● **Exercise**: Omit any picture, and return the remaining data exactly as written.

● **Dataset excerpt**:
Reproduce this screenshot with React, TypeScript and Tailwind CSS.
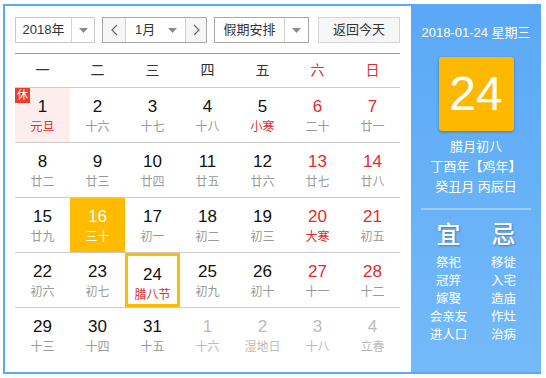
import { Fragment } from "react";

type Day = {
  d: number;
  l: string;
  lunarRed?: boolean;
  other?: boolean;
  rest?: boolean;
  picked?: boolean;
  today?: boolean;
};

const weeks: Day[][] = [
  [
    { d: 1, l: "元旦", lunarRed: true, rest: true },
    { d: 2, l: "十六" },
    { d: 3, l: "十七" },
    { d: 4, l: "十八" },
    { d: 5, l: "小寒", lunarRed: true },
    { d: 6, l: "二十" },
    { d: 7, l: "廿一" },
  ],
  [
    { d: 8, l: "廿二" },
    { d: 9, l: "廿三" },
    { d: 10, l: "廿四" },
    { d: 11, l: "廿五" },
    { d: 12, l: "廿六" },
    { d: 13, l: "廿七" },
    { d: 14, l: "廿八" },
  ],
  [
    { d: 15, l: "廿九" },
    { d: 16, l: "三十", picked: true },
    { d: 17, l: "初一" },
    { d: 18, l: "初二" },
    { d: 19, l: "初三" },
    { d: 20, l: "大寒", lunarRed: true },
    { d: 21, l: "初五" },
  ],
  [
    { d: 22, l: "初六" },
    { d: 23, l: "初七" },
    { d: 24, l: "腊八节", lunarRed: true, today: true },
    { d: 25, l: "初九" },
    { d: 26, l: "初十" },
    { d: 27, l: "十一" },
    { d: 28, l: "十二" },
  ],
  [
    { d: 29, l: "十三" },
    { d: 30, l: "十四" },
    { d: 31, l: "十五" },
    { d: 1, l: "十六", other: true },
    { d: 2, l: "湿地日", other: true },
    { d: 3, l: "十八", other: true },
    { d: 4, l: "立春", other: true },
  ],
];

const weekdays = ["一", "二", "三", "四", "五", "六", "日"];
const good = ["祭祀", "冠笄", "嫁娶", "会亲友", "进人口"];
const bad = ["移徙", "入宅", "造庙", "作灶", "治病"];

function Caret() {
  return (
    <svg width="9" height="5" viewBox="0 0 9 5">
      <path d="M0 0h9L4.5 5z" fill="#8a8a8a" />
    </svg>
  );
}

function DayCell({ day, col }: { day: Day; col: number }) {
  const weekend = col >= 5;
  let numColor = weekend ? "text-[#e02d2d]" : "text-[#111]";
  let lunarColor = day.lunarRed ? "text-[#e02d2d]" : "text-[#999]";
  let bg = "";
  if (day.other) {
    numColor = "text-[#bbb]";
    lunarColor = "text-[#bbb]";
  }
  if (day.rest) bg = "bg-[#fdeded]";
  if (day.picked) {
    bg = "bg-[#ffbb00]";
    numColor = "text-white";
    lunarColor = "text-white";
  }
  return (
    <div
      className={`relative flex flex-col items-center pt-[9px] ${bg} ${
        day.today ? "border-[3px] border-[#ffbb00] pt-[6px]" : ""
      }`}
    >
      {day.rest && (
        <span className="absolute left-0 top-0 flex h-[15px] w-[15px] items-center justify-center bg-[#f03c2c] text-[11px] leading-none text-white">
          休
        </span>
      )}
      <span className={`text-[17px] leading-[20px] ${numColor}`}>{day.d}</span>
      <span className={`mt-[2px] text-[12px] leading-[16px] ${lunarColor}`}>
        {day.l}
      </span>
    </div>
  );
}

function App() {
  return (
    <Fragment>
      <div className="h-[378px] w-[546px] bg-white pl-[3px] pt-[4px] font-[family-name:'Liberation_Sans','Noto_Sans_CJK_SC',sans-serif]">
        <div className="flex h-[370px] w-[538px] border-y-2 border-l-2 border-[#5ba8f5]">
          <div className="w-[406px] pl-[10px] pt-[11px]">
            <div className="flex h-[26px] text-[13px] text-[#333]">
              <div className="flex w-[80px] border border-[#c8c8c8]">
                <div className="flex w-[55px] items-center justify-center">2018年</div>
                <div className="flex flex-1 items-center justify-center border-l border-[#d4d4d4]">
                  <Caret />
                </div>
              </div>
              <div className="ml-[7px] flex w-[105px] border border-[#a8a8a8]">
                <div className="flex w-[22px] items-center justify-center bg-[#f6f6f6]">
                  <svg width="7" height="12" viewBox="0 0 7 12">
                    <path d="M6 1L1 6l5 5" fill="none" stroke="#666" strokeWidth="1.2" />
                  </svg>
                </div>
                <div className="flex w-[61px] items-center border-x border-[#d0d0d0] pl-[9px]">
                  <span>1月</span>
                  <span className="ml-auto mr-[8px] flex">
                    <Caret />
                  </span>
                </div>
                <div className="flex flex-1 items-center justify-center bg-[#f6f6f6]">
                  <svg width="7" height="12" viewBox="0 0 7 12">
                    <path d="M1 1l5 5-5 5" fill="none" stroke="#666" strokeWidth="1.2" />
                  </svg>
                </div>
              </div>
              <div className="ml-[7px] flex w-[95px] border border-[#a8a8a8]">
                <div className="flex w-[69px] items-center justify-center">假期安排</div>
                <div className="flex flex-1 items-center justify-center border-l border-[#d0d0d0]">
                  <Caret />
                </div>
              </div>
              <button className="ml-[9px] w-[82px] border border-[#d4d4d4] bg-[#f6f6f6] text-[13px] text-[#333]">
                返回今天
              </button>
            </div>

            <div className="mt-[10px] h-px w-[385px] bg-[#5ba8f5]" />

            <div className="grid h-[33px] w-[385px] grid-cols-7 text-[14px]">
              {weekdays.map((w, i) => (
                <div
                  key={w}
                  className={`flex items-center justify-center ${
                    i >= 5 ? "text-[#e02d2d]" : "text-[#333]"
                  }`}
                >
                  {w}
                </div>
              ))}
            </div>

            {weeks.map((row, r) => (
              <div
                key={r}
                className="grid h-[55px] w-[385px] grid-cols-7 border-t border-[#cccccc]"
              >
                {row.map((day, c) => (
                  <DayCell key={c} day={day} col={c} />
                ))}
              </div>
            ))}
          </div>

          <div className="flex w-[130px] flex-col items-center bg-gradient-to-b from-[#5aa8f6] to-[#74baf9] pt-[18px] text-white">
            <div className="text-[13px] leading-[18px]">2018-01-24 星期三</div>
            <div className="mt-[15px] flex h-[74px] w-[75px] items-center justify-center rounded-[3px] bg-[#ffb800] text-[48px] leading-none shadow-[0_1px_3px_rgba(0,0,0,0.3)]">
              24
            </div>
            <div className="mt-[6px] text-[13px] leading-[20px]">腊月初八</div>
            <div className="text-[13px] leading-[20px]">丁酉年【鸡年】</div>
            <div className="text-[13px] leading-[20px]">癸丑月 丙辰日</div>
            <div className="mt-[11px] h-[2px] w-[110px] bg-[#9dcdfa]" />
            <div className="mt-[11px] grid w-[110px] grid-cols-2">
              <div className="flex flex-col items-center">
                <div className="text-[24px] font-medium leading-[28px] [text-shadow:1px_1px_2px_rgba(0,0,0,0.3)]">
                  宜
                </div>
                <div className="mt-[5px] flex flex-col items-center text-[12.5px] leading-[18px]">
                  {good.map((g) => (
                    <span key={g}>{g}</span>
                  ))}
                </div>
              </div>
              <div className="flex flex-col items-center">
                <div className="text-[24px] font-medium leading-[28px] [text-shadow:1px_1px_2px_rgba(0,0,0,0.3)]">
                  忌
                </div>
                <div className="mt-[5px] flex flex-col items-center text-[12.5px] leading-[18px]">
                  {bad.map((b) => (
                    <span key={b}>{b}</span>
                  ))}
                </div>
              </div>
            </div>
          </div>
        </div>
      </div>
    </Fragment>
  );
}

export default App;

● **Answer to this problem**:
Reproduce this screenshot with React, TypeScript and Tailwind CSS.
import { Fragment } from "react";

type Day = {
  d: number;
  l: string;
  lunarRed?: boolean;
  other?: boolean;
  rest?: boolean;
  picked?: boolean;
  today?: boolean;
};

const weeks: Day[][] = [
  [
    { d: 1, l: "元旦", lunarRed: true, rest: true },
    { d: 2, l: "十六" },
    { d: 3, l: "十七" },
    { d: 4, l: "十八" },
    { d: 5, l: "小寒", lunarRed: true },
    { d: 6, l: "二十" },
    { d: 7, l: "廿一" },
  ],
  [
    { d: 8, l: "廿二" },
    { d: 9, l: "廿三" },
    { d: 10, l: "廿四" },
    { d: 11, l: "廿五" },
    { d: 12, l: "廿六" },
    { d: 13, l: "廿七" },
    { d: 14, l: "廿八" },
  ],
  [
    { d: 15, l: "廿九" },
    { d: 16, l: "三十", picked: true },
    { d: 17, l: "初一" },
    { d: 18, l: "初二" },
    { d: 19, l: "初三" },
    { d: 20, l: "大寒", lunarRed: true },
    { d: 21, l: "初五" },
  ],
  [
    { d: 22, l: "初六" },
    { d: 23, l: "初七" },
    { d: 24, l: "腊八节", lunarRed: true, today: true },
    { d: 25, l: "初九" },
    { d: 26, l: "初十" },
    { d: 27, l: "十一" },
    { d: 28, l: "十二" },
  ],
  [
    { d: 29, l: "十三" },
    { d: 30, l: "十四" },
    { d: 31, l: "十五" },
    { d: 1, l: "十六", other: true },
    { d: 2, l: "湿地日", other: true },
    { d: 3, l: "十八", other: true },
    { d: 4, l: "立春", other: true },
  ],
];

const weekdays = ["一", "二", "三", "四", "五", "六", "日"];
const good = ["祭祀", "冠笄", "嫁娶", "会亲友", "进人口"];
const bad = ["移徙", "入宅", "造庙", "作灶", "治病"];

function Caret() {
  return (
    <svg width="9" height="5" viewBox="0 0 9 5">
      <path d="M0 0h9L4.5 5z" fill="#8a8a8a" />
    </svg>
  );
}

function DayCell({ day, col }: { day: Day; col: number }) {
  const weekend = col >= 5;
  let numColor = weekend ? "text-[#e02d2d]" : "text-[#111]";
  let lunarColor = day.lunarRed ? "text-[#e02d2d]" : "text-[#999]";
  let bg = "";
  if (day.other) {
    numColor = "text-[#bbb]";
    lunarColor = "text-[#bbb]";
  }
  if (day.rest) bg = "bg-[#fdeded]";
  if (day.picked) {
    bg = "bg-[#ffbb00]";
    numColor = "text-white";
    lunarColor = "text-white";
  }
  return (
    <div
      className={`relative flex flex-col items-center pt-[9px] ${bg} ${
        day.today ? "border-[3px] border-[#ffbb00] pt-[6px]" : ""
      }`}
    >
      {day.rest && (
        <span className="absolute left-0 top-0 flex h-[15px] w-[15px] items-center justify-center bg-[#f03c2c] text-[11px] leading-none text-white">
          休
        </span>
      )}
      <span className={`text-[17px] leading-[20px] ${numColor}`}>{day.d}</span>
      <span className={`mt-[2px] text-[12px] leading-[16px] ${lunarColor}`}>
        {day.l}
      </span>
    </div>
  );
}

function App() {
  return (
    <Fragment>
      <div className="h-[378px] w-[546px] bg-white pl-[3px] pt-[4px] font-[family-name:'Liberation_Sans','Noto_Sans_CJK_SC',sans-serif]">
        <div className="flex h-[370px] w-[538px] border-y-2 border-l-2 border-[#5ba8f5]">
          <div className="w-[406px] pl-[10px] pt-[11px]">
            <div className="flex h-[26px] text-[13px] text-[#333]">
              <div className="flex w-[80px] border border-[#c8c8c8]">
                <div className="flex w-[55px] items-center justify-center">2018年</div>
                <div className="flex flex-1 items-center justify-center border-l border-[#d4d4d4]">
                  <Caret />
                </div>
              </div>
              <div className="ml-[7px] flex w-[105px] border border-[#a8a8a8]">
                <div className="flex w-[22px] items-center justify-center bg-[#f6f6f6]">
                  <svg width="7" height="12" viewBox="0 0 7 12">
                    <path d="M6 1L1 6l5 5" fill="none" stroke="#666" strokeWidth="1.2" />
                  </svg>
                </div>
                <div className="flex w-[61px] items-center border-x border-[#d0d0d0] pl-[9px]">
                  <span>1月</span>
                  <span className="ml-auto mr-[8px] flex">
                    <Caret />
                  </span>
                </div>
                <div className="flex flex-1 items-center justify-center bg-[#f6f6f6]">
                  <svg width="7" height="12" viewBox="0 0 7 12">
                    <path d="M1 1l5 5-5 5" fill="none" stroke="#666" strokeWidth="1.2" />
                  </svg>
                </div>
              </div>
              <div className="ml-[7px] flex w-[95px] border border-[#a8a8a8]">
                <div className="flex w-[69px] items-center justify-center">假期安排</div>
                <div className="flex flex-1 items-center justify-center border-l border-[#d0d0d0]">
                  <Caret />
                </div>
              </div>
              <button className="ml-[9px] w-[82px] border border-[#d4d4d4] bg-[#f6f6f6] text-[13px] text-[#333]">
                返回今天
              </button>
            </div>

            <div className="mt-[10px] h-px w-[385px] bg-[#5ba8f5]" />

            <div className="grid h-[33px] w-[385px] grid-cols-7 text-[14px]">
              {weekdays.map((w, i) => (
                <div
                  key={w}
                  className={`flex items-center justify-center ${
                    i >= 5 ? "text-[#e02d2d]" : "text-[#333]"
                  }`}
                >
                  {w}
                </div>
              ))}
            </div>

            {weeks.map((row, r) => (
              <div
                key={r}
                className="grid h-[55px] w-[385px] grid-cols-7 border-t border-[#cccccc]"
              >
                {row.map((day, c) => (
                  <DayCell key={c} day={day} col={c} />
                ))}
              </div>
            ))}
          </div>

          <div className="flex w-[130px] flex-col items-center bg-gradient-to-b from-[#5aa8f6] to-[#74baf9] pt-[18px] text-white">
            <div className="text-[13px] leading-[18px]">2018-01-24 星期三</div>
            <div className="mt-[15px] flex h-[74px] w-[75px] items-center justify-center rounded-[3px] bg-[#ffb800] text-[48px] leading-none shadow-[0_1px_3px_rgba(0,0,0,0.3)]">
              24
            </div>
            <div className="mt-[6px] text-[13px] leading-[20px]">腊月初八</div>
            <div className="text-[13px] leading-[20px]">丁酉年【鸡年】</div>
            <div className="text-[13px] leading-[20px]">癸丑月 丙辰日</div>
            <div className="mt-[11px] h-[2px] w-[110px] bg-[#9dcdfa]" />
            <div className="mt-[11px] grid w-[110px] grid-cols-2">
              <div className="flex flex-col items-center">
                <div className="text-[24px] font-medium leading-[28px] [text-shadow:1px_1px_2px_rgba(0,0,0,0.3)]">
                  宜
                </div>
                <div className="mt-[5px] flex flex-col items-center text-[12.5px] leading-[18px]">
                  {good.map((g) => (
                    <span key={g}>{g}</span>
                  ))}
                </div>
              </div>
              <div className="flex flex-col items-center">
                <div className="text-[24px] font-medium leading-[28px] [text-shadow:1px_1px_2px_rgba(0,0,0,0.3)]">
                  忌
                </div>
                <div className="mt-[5px] flex flex-col items-center text-[12.5px] leading-[18px]">
                  {bad.map((b) => (
                    <span key={b}>{b}</span>
                  ))}
                </div>
              </div>
            </div>
          </div>
        </div>
      </div>
    </Fragment>
  );
}

export default App;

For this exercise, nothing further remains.